>> start Information shown
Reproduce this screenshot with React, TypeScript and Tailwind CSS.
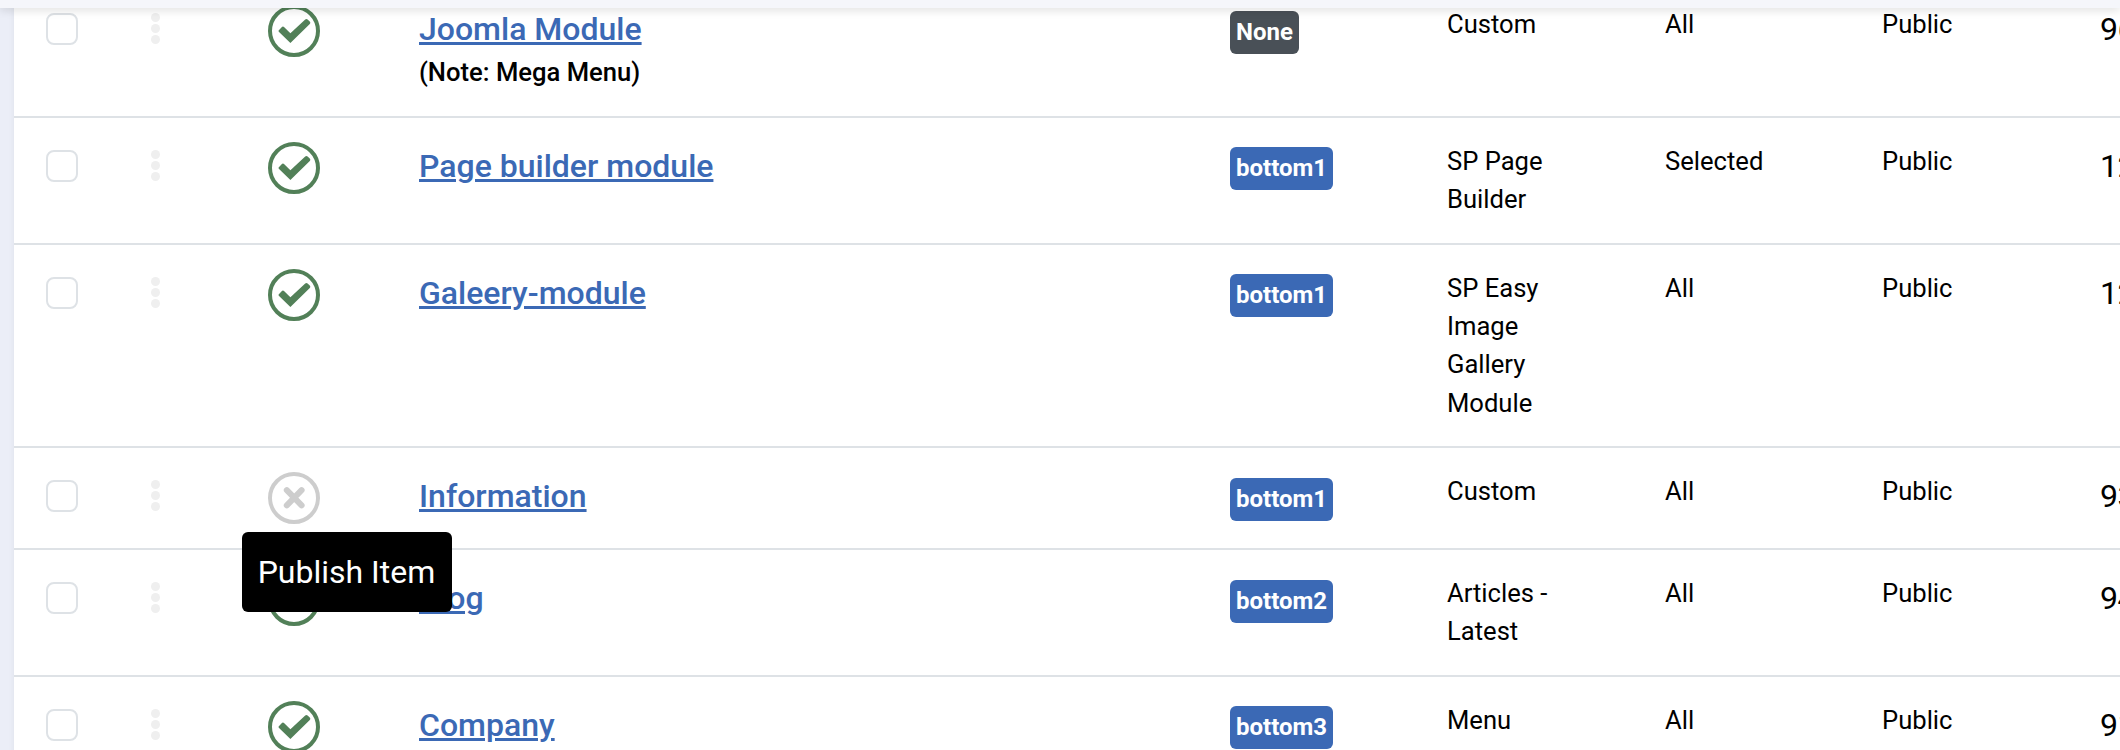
type Row = {
  title: string;
  note?: string;
  published: boolean;
  position: string;
  type: string[];
  pages: string;
  id: string;
  height: string;
  badgeTop: string;
};

const rows: Row[] = [
  { title: "Joomla Module", note: "(Note: Mega Menu)", published: true, position: "None", type: ["Custom"], pages: "All", id: "96", height: "h-[137px]", badgeTop: "pt-[30px]" },
  { title: "Page builder module", published: true, position: "bottom1", type: ["SP Page", "Builder"], pages: "Selected", id: "123", height: "h-[127px]", badgeTop: "pt-[29px]" },
  { title: "Galeery-module", published: true, position: "bottom1", type: ["SP Easy", "Image", "Gallery", "Module"], pages: "All", id: "122", height: "h-[203px]", badgeTop: "pt-[29px]" },
  { title: "Information", published: false, position: "bottom1", type: ["Custom"], pages: "All", id: "93", height: "h-[102px]", badgeTop: "pt-[30px]" },
  { title: "Blog", published: true, position: "bottom2", type: ["Articles -", "Latest"], pages: "All", id: "94", height: "h-[127px]", badgeTop: "pt-[30px]" },
  { title: "Company", published: true, position: "bottom3", type: ["Menu"], pages: "All", id: "91", height: "h-[127px]", badgeTop: "pt-[29px]" },
];

function StateIcon({ published }: { published: boolean }) {
  return (
    <svg width="52" height="52" viewBox="0 0 52 52" fill="none" className={published ? "text-[#528058]" : "text-[#cdcdcd]"}>
      <circle cx="26" cy="26" r="24" stroke="currentColor" strokeWidth="4" />
      {published ? (
        <path d="M10.8 25.2 L14.2 21.8 Q15.2 21.2 16 22 L22.4 28.2 L37.2 14.4 Q38.4 13.4 39.6 14.4 L42 16.8 Q42.8 18 41.8 19 L22.4 38 L10.8 26.8 Q10.2 26 10.8 25.2Z" fill="currentColor" />
      ) : (
        <path d="M18.8 18.2 L33.6 33.4 M33.6 18.2 L18.8 33.4" stroke="currentColor" strokeWidth="6" strokeLinecap="round" />
      )}
    </svg>
  );
}

function ModuleRow({ row }: { row: Row }) {
  return (
    <div className={`grid shrink-0 grid-cols-[32px_106px_148px_811px_217px_218px_217px_218px_100px] border-b-2 border-[#dee2e6] pl-8 text-[25.6px] leading-[38.4px] ${row.height}`}>
      <div className="pt-8">
        <div className="size-8 rounded-lg border-2 border-[#dee2e6] bg-white" />
      </div>
      <div className="flex flex-col items-end gap-[2px] pt-[31.5px] pr-[24px]">
        <i className="size-[9px] rounded-full bg-[#efefef]" />
        <i className="size-[9px] rounded-full bg-[#efefef]" />
        <i className="size-[9px] rounded-full bg-[#efefef]" />
      </div>
      <div className="flex justify-end pt-6 pr-[12px]">
        <StateIcon published={row.published} />
      </div>
      <div className="pt-[24px] pl-[87px]">
        <a className="block text-[32px] leading-[48px] font-medium text-[#3b69b5] underline decoration-[3px] underline-offset-[2px]">{row.title}</a>
        {row.note && <div className="font-medium">{row.note}</div>}
      </div>
      <div className={row.badgeTop + " pl-[87px]"}>
        <span className={`inline-block h-[43px] rounded-md px-[6px] text-2xl leading-[42px] font-bold text-white ${row.position === "None" ? "bg-[#495057]" : "bg-[#3b69b5]"}`}>
          {row.position}
        </span>
      </div>
      <div className="pt-[23.8px] pl-[87px] leading-[38.25px] whitespace-nowrap">
        {row.type.map((line) => (
          <div key={line}>{line}</div>
        ))}
      </div>
      <div className="pt-6 pl-[87px]">{row.pages}</div>
      <div className="pt-6 pl-[87px]">Public</div>
      <div className="pt-[24px] pl-[87px] text-[32px] leading-[48px] tracking-[-0.6px]">{row.id}</div>
    </div>
  );
}

export default function App() {
  return (
    <div className="relative flex h-[750px] w-[2120px] flex-col overflow-hidden bg-[#ebeef7] font-[Roboto,sans-serif] text-black">
      <div className="z-10 h-2 shrink-0 bg-[#f5f6fb] shadow-[0_2px_10px_rgba(0,0,0,0.14)]" />
      <div className="-mt-[27px] ml-[14px] flex w-[2106px] flex-col bg-white shadow-[0_0_6px_rgba(0,0,0,0.06)]">
        {rows.map((row) => (
          <ModuleRow key={row.title} row={row} />
        ))}
      </div>
      <div role="tooltip" className="absolute top-[532px] left-[242px] flex h-[80px] w-[210px] items-center justify-center rounded-md bg-black pr-px text-[32px] text-white">
        Publish Item
      </div>
    </div>
  );
}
>> end Information shown
Goal of the exercise: Except for the pictures, reproduce every line exactly.

The result:
Reproduce this screenshot with React, TypeScript and Tailwind CSS.
type Row = {
  title: string;
  note?: string;
  published: boolean;
  position: string;
  type: string[];
  pages: string;
  id: string;
  height: string;
  badgeTop: string;
};

const rows: Row[] = [
  { title: "Joomla Module", note: "(Note: Mega Menu)", published: true, position: "None", type: ["Custom"], pages: "All", id: "96", height: "h-[137px]", badgeTop: "pt-[30px]" },
  { title: "Page builder module", published: true, position: "bottom1", type: ["SP Page", "Builder"], pages: "Selected", id: "123", height: "h-[127px]", badgeTop: "pt-[29px]" },
  { title: "Galeery-module", published: true, position: "bottom1", type: ["SP Easy", "Image", "Gallery", "Module"], pages: "All", id: "122", height: "h-[203px]", badgeTop: "pt-[29px]" },
  { title: "Information", published: false, position: "bottom1", type: ["Custom"], pages: "All", id: "93", height: "h-[102px]", badgeTop: "pt-[30px]" },
  { title: "Blog", published: true, position: "bottom2", type: ["Articles -", "Latest"], pages: "All", id: "94", height: "h-[127px]", badgeTop: "pt-[30px]" },
  { title: "Company", published: true, position: "bottom3", type: ["Menu"], pages: "All", id: "91", height: "h-[127px]", badgeTop: "pt-[29px]" },
];

function StateIcon({ published }: { published: boolean }) {
  return (
    <svg width="52" height="52" viewBox="0 0 52 52" fill="none" className={published ? "text-[#528058]" : "text-[#cdcdcd]"}>
      <circle cx="26" cy="26" r="24" stroke="currentColor" strokeWidth="4" />
      {published ? (
        <path d="M10.8 25.2 L14.2 21.8 Q15.2 21.2 16 22 L22.4 28.2 L37.2 14.4 Q38.4 13.4 39.6 14.4 L42 16.8 Q42.8 18 41.8 19 L22.4 38 L10.8 26.8 Q10.2 26 10.8 25.2Z" fill="currentColor" />
      ) : (
        <path d="M18.8 18.2 L33.6 33.4 M33.6 18.2 L18.8 33.4" stroke="currentColor" strokeWidth="6" strokeLinecap="round" />
      )}
    </svg>
  );
}

function ModuleRow({ row }: { row: Row }) {
  return (
    <div className={`grid shrink-0 grid-cols-[32px_106px_148px_811px_217px_218px_217px_218px_100px] border-b-2 border-[#dee2e6] pl-8 text-[25.6px] leading-[38.4px] ${row.height}`}>
      <div className="pt-8">
        <div className="size-8 rounded-lg border-2 border-[#dee2e6] bg-white" />
      </div>
      <div className="flex flex-col items-end gap-[2px] pt-[31.5px] pr-[24px]">
        <i className="size-[9px] rounded-full bg-[#efefef]" />
        <i className="size-[9px] rounded-full bg-[#efefef]" />
        <i className="size-[9px] rounded-full bg-[#efefef]" />
      </div>
      <div className="flex justify-end pt-6 pr-[12px]">
        <StateIcon published={row.published} />
      </div>
      <div className="pt-[24px] pl-[87px]">
        <a className="block text-[32px] leading-[48px] font-medium text-[#3b69b5] underline decoration-[3px] underline-offset-[2px]">{row.title}</a>
        {row.note && <div className="font-medium">{row.note}</div>}
      </div>
      <div className={row.badgeTop + " pl-[87px]"}>
        <span className={`inline-block h-[43px] rounded-md px-[6px] text-2xl leading-[42px] font-bold text-white ${row.position === "None" ? "bg-[#495057]" : "bg-[#3b69b5]"}`}>
          {row.position}
        </span>
      </div>
      <div className="pt-[23.8px] pl-[87px] leading-[38.25px] whitespace-nowrap">
        {row.type.map((line) => (
          <div key={line}>{line}</div>
        ))}
      </div>
      <div className="pt-6 pl-[87px]">{row.pages}</div>
      <div className="pt-6 pl-[87px]">Public</div>
      <div className="pt-[24px] pl-[87px] text-[32px] leading-[48px] tracking-[-0.6px]">{row.id}</div>
    </div>
  );
}

export default function App() {
  return (
    <div className="relative flex h-[750px] w-[2120px] flex-col overflow-hidden bg-[#ebeef7] font-[Roboto,sans-serif] text-black">
      <div className="z-10 h-2 shrink-0 bg-[#f5f6fb] shadow-[0_2px_10px_rgba(0,0,0,0.14)]" />
      <div className="-mt-[27px] ml-[14px] flex w-[2106px] flex-col bg-white shadow-[0_0_6px_rgba(0,0,0,0.06)]">
        {rows.map((row) => (
          <ModuleRow key={row.title} row={row} />
        ))}
      </div>
      <div role="tooltip" className="absolute top-[532px] left-[242px] flex h-[80px] w-[210px] items-center justify-center rounded-md bg-black pr-px text-[32px] text-white">
        Publish Item
      </div>
    </div>
  );
}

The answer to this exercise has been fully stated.